Bishop McElroy said U.S. Catholics should view with repugnance the "repeated falsehoods" that Islam is inherently violent, that Muslims seek to supplant the U.S. Constitution with sharia law, and that Muslim immigration threatens "the cultural identity of the American people." Such claims, he said, are strikingly reminiscent of the anti-Catholic bigotry that was once prevalent in the United States.
However, the bishop's denunciation of prejudice does not signify a denial of the reality of terrorism.
"I want to underscore that it is not bigotry to fear or to combat the violence and terror which some Muslims in the world have unleashed in the name of faith," he explained, while acknowledging that some Christians also have attempted to use their faith to justify acts of violence.

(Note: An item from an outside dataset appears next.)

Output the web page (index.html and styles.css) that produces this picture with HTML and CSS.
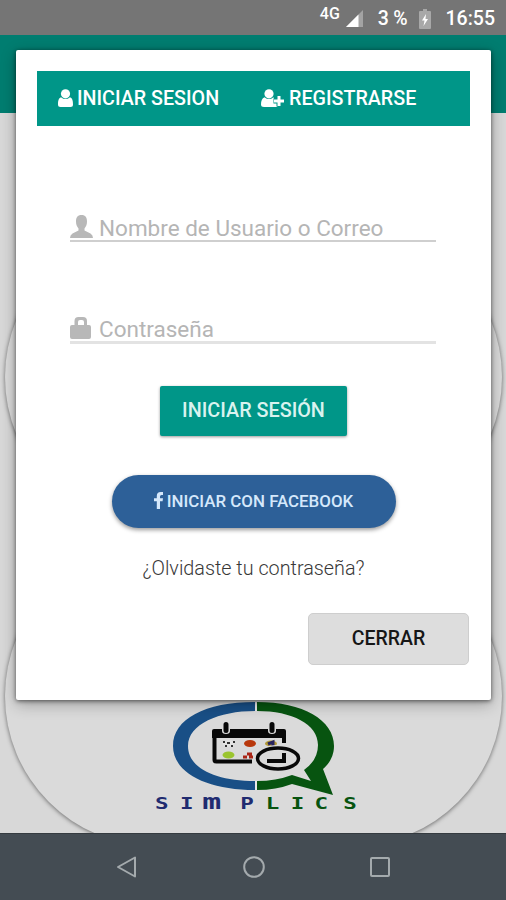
FILE: index.html
```html
<!DOCTYPE html>
<html lang="es">
<head>
<meta charset="utf-8">
<title>Simplics</title>
<link rel="stylesheet" href="styles.css">
</head>
<body>
<div class="phone">
  <header class="status">
    <span class="network">4G</span>
    <svg class="signal" width="18" height="17" viewBox="0 0 18 17"><path d="M0 17 17 0V17z" fill="#a3a3a3"/><path d="M0 17 12.500 4.500V17z" fill="#fff"/></svg>
    <span class="percent">3 %</span>
    <svg class="battery" width="12" height="20" viewBox="0 0 12 20"><path d="M1 2h3V0h4v2h3q1 0 1 1v16q0 1-1 1H1q-1 0-1-1V3q0-1 1-1z" fill="#a8a8a8"/><path d="M7 5 3 11.500h2.500L4.500 17 9 10H6.500z" fill="#fff"/></svg>
    <span class="clock">16:55</span>
  </header>
  <div class="toolbar"></div>
  <main class="content">
    <section class="card"></section>
    <section class="card">
      <svg class="logo" width="210" height="116" viewBox="152 697 210 116">
        <path d="M255 702C205 702 173 719 173 746S207 790 255 790V781C215 781 188 768 188 746S219 711 255 711z" fill="#194f86"/>
        <path d="M257 702C303 702 334 720 334 746C334 756 329 764 323 769L333 795 292 784Q276 790 257 790V781Q276 781 292 775L311 781 304 770Q318 760 318 745C318 724 292 711 257 711z" fill="#075410"/>
        <path d="M256 702v9m0 70v9" stroke="#eee" stroke-width="1.500"/>
        <path d="M214.500 735v25q0 1.500 2 1.500H252M284 731v12" fill="none" stroke="#080808" stroke-width="4"/>
        <path d="M212 738v-7q0-2 2-2h8v2q0 3 4 3t4-3v-2h38v2q0 3 4 3t4-3v-2h8q2 0 2 2v7z" fill="#080808"/>
        <path d="M226 724.500v6m46-6v6" stroke="#080808" stroke-width="5" stroke-linecap="round"/>
        <g fill="#e3e3e3"><ellipse cx="228.500" cy="743.500" rx="6" ry="3.500"/></g>
        <path d="M223 742h2m2 1h3m3-1h2m-10 4h2m4 0h2" stroke="#333" stroke-width="2"/>
        <ellipse cx="250" cy="743.500" rx="6" ry="3.500" fill="#b8370b"/>
        <ellipse cx="271" cy="743.500" rx="6" ry="3" fill="#b49b38"/><path d="M268 744l5-2v4" stroke="#28245e" stroke-width="3" fill="none"/>
        <ellipse cx="228.500" cy="755" rx="6" ry="3.500" fill="#9bc52f"/>
        <path d="M243 757h4m0-3h5m-3 3h4" stroke="#a92516" stroke-width="3"/>
        <ellipse cx="278" cy="758.500" rx="24" ry="13.500" fill="#dadada"/>
        <ellipse cx="278" cy="758.500" rx="20.500" ry="10.500" fill="#dadada" stroke="#080808" stroke-width="3.500"/>
        <path d="M267 761h17v-8" fill="none" stroke="#080808" stroke-width="4"/>
        <g class="wordmark" transform="scale(1.500 1)">
          <text class="navy" x="103.400 120 134.800 160.200" y="809">SI<tspan class="wide">m</tspan>P</text>
          <text class="green" x="177.200 193.800 209.600 228.800" y="809">LICS</text>
        </g>
      </svg>
    </section>
  </main>
  <nav class="navbar">
    <svg width="24" height="24" viewBox="0 0 24 24"><path d="M20 2.500v19L3 12z"/></svg>
    <svg width="24" height="24" viewBox="0 0 24 24"><circle cx="12" cy="12" r="9.800"/></svg>
    <svg width="24" height="24" viewBox="0 0 24 24"><rect x="3" y="3" width="18" height="18" rx="1"/></svg>
  </nav>
  <div class="dialog">
    <div class="tabs">
      <a class="tab tab-login"><svg width="15" height="18" viewBox="0 0 15 18"><circle cx="7.500" cy="4.800" r="4.600"/><path d="M3 8.200Q7.500 12 12 8.200C14.500 9 15 12 15 15.500Q15 18 12.500 18H2.500Q0 18 0 15.500C0 12 .5 9 3 8.200z"/></svg><span>INICIAR SESION</span></a>
      <a class="tab"><svg width="23" height="18" viewBox="0 0 23 18"><circle cx="8" cy="4.800" r="4.600"/><path d="M3.500 8.200Q8 12 12.500 8.200L13 10v4h3.500v3.500Q15.500 18 14 18H3Q0 18 0 15.500C0 12 1 9 3.500 8.200z"/><path d="M18 6.500v11M12.500 12H23" class="plus-gap"/><path d="M18 7v10M13 12h10" class="plus"/></svg><span>REGISTRARSE</span></a>
    </div>
    <form class="form">
      <div class="field">
        <svg width="23" height="23" viewBox="0 0 23 23"><path d="M11.500 0C15.500 0 17 2.500 17 6.500C17 10 16 11.500 14.500 13.500V15.500L20.500 18.500Q23 20 23 23H0Q0 20 2.500 18.500L8.500 15.500V13.500C7 11.500 6 10 6 6.500C6 2.500 7.500 0 11.500 0z"/></svg>
        <span class="hint-user">Nombre de Usuario o Correo</span>
      </div>
      <div class="field field-password">
        <svg width="23" height="23" viewBox="0 0 23 23"><path fill-rule="evenodd" d="M4.500 8V4Q4.500 0 8.500 0H13Q17 0 17 4V8H19Q21 8 21 10V20Q21 22 19 22H2Q0 22 0 20V10Q0 8 2 8zM8 8H14V5Q14 3 12 3H10Q8 3 8 5z"/></svg>
        <span class="hint-pass">Contraseña</span>
      </div>
      <div class="button login"><span>INICIAR SESIÓN</span></div>
      <div class="button facebook"><svg width="9" height="17" viewBox="0 0 9 17"><path d="M9 0V3H7.500Q6 3 6 4.500V6.300H9L8.600 9.200H6V17H2.800V9.200H0V6.300H2.800V4Q2.800 0 6.700 0z"/></svg><span>INICIAR CON FACEBOOK</span></div>
      <div class="forgot">¿Olvidaste tu contraseña?</div>
      <div class="button close"><span>CERRAR</span></div>
    </form>
  </div>
</div>
</body>
</html>
```
FILE: styles.css
```css
* { box-sizing: border-box; }
body { margin: 0; font-family: Roboto, "Liberation Sans", sans-serif; }
svg { display: block; flex: none; }
span { white-space: nowrap; }
.phone { position: relative; width: 506px; height: 900px; overflow: hidden; display: flex; flex-direction: column; background: #d8d8d8; }
.status { height: 35px; flex: none; background: #757575; color: #fff; display: flex; justify-content: flex-end; align-items: center; padding: 2px 11px 0 0; font-weight: 500; font-size: 20px; }
.network { font-size: 16px; margin: -10px 6px 0 0; }
.signal { margin-right: 14px; }
.percent { font-size: 19.500px; margin-right: 11px; letter-spacing: -.2px; }
.battery { margin-right: 15px; }
.clock { font-size: 19.500px; }
.toolbar { height: 78px; flex: none; background: #007d70; }
.content { height: 720px; flex: none; padding: 114px 4px 0 5px; }
.card { height: 300px; border-radius: 150px; background: #dadada; box-shadow: 0 1px 4px rgba(0,0,0,.5); margin-bottom: 19px; padding: 151px 0 0 147px; }
.wordmark { font: bold 15px "DejaVu Sans Mono", monospace; }
.wide { font-size: 21px; }
.navy { fill: #202b70; }
.green { fill: #075410; }
.navbar { height: 67px; flex: none; background: #444c53; display: flex; gap: 102.500px; padding: 21px 0 0 115px; position: relative; border-top: 1px solid #353b40; }
.navbar svg { fill: none; stroke: #a4aaad; stroke-width: 2; stroke-linejoin: round; }
.dialog { position: absolute; left: 16px; top: 50px; width: 475px; height: 650px; background: #fff; border-radius: 2px; padding: 21px 21px 0 21px; box-shadow: 0 1px 4px rgba(0,0,0,.55), 0 4px 15px rgba(0,0,0,.3); }
.tabs { height: 55px; background: #009688; color: #fff; display: flex; align-items: center; padding: 0 0 1px 21px; }
.tab { display: flex; align-items: center; gap: 4px; font-size: 19.700px; font-weight: 500; fill: #fff; }
.tab-login { width: 203px; }
.tab svg { margin-top: -1px; }
.tab:last-child { gap: 5px; }
.plus-gap { stroke: #009688; stroke-width: 5; }
.plus { stroke: #fff; stroke-width: 3; }
.form { display: flex; flex-direction: column; align-items: center; color: #b5b5b5; }
.field { width: 366px; height: 30px; margin-top: 86px; border-bottom: 2px solid #cfcfcf; display: flex; align-items: flex-start; gap: 6px; font-size: 22.500px; line-height: 32px; align-self: flex-start; margin-left: 33px; }
.field svg { fill: #b8b8b8; margin-top: 3px; }
.field-password { margin-top: 71px; border-color: #e3e3e3; border-bottom-width: 3px; height: 31px; }
.field-password svg { margin-top: 4px; }
.button { display: flex; align-items: center; justify-content: center; font-weight: 500; }
.login { width: 187px; height: 50px; margin-top: 42px; border-radius: 2px; padding-bottom: 1px; background: #009688; color: #d9f3ef; font-size: 19.800px; box-shadow: 0 1px 3px rgba(0,0,0,.4); }
.facebook { width: 284px; height: 53px; margin-top: 39px; gap: 4px; border-radius: 27px; padding-bottom: 2px; background: #2d6098; color: #d5e8fb; fill: #d5e8fb; font-size: 16.900px; box-shadow: 0 2px 4px rgba(0,0,0,.4); }
.forgot { height: 26px; line-height: 26px; margin-top: 28px; font-size: 19.800px; font-weight: 300; color: #383838; }
.close { width: 161px; height: 52px; margin-top: 31px; margin-right: 1px; padding-bottom: 2px; align-self: flex-end; border: 1px solid #cecece; border-radius: 5px; background: #ddd; color: #161616; font-size: 19.500px; }
```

Bishop McElroy also challenged U.S. Catholics to overcome the "patterns of social segregation" that lead them to associate almost exclusively with people from similar backgrounds. Because of this trend, he said, many Americans do not have a significant friendship with a single member of the Muslim faith.
"Religious bigotry thrives in an environment of social isolation," he said. "Encounter, which leads to friendship and, thus, deeper understanding, is the most important antidote to prejudice and bigotry."
Through such encounters, he said, Catholics may take inspiration from the rich spirituality of the Muslim people, which includes the centrality of daily prayer, a commitment to asceticism and an understanding of "the immensity and the richness" of divine mercy.
Bishop McElroy reflected on the development of Catholic doctrine on the subject of religious freedom and noted that it was once suggested that, "in a (John F.) Kennedy presidency, it would be the pope who would ultimately govern the United States." He said Catholics must speak out against "distortions of Muslim theology and teaching on society and the state, because these distortions are just as devastating in the present day as the distortions of Catholic teaching ... which were disseminated in American society in the 19th century."
He encouraged Catholics "to walk with the Muslim community" as it reflects upon issues of religious liberty and the relationship between church and state.
Before concluding his presentation, Bishop McElroy issued one last challenge: Catholics and Muslims should work together toward a peaceful future and an end to religious conflict. Praising Islam's respect for "the peoples of the Book" -- its term for adherents of Judaism, Christianity and Islam, each of which trace their lineage back to the patriarch Abraham -- the bishop acknowledged the fear and grief that has been caused by religious violence worldwide.
He called it "a terrible wound to the Christian community" that Christians in the Middle East are facing "extinction" in a region that has been there home for more than a millennium, while it is "a great tragedy for the Muslim community" to see Muslim refugees denied safe haven in Europe.
"This final challenge to the Catholic community in the United States," Bishop McElroy said, "is in reality a challenge to both the Catholic and Muslim communities to walk in solidarity, witnessing, strategizing and advancing public policy within the U.S. and within the Muslim world to forge a secure future for all of the 'peoples of the Book' in the Middle East and throughout the world."
In his own keynote presentation, Syeed noted that the first millennium was marked by positive relations between Christianity and Islam, but that changed in the millennium that followed, which included the Crusades.
"The long stretch of endless confrontation between the two faiths divided the world into a 'house of Islam' and a 'house of Christianity,'" he said. "Such a division ... helped to establish mutually destructive attitudes and stereotypes that shaped our respective cultures and formed our individual consciences for centuries."
But "a new era of understanding and recognition" dawned during the latter half of the 20th century, he said. "Nostra Aetate" was instrumental in bringing an end to "the millennium of confrontation between Islam and Christianity." This improved relationship, he said, also has coincided with the emergence of a "vibrant Muslim community" in the West.
Unfortunately, said Syeed, the Islamic State terrorist group has reintroduced "the terminology of (the) Crusades era." It identifies Christians as "crusaders" rather "people of the Book." The "antidote" to the Islamic State philosophy, he said, comes through robust Catholic-Muslim dialogue as well as the lived experience of Muslims in the West.
He specifically cited his own organization, the Islamic Society of North America, whose members have lived peacefully among American Christians for more than 50 years. Living in a pluralistic society has encouraged American Muslims to re-examine the original sources of Islam and to reconsider some conventions that were adopted centuries later.
For instance, while women are prohibited from driving cars in Saudi Arabia, Syeed explained, many American Muslims have taken a different view on the subject, citing Muhammad's own exhortation that parents train their sons and daughters to be good camel-drivers and applying that directive to modern-day modes of transportation.
"'Nostra Aetate' and the Islamic practices of American Muslims have thoroughly identified natural allies between the Abrahamic faiths and other religious communities," he said. "This is the shape of a new millennium of alliance-building for common values of mutual respect and recognition.
"All faiths are striving to promote those divine values enshrined in our sacred texts and scriptures," he continued, "so that those who exploit them for reinforcing hate, extremism, violence and instability are identified as the enemies of all faiths."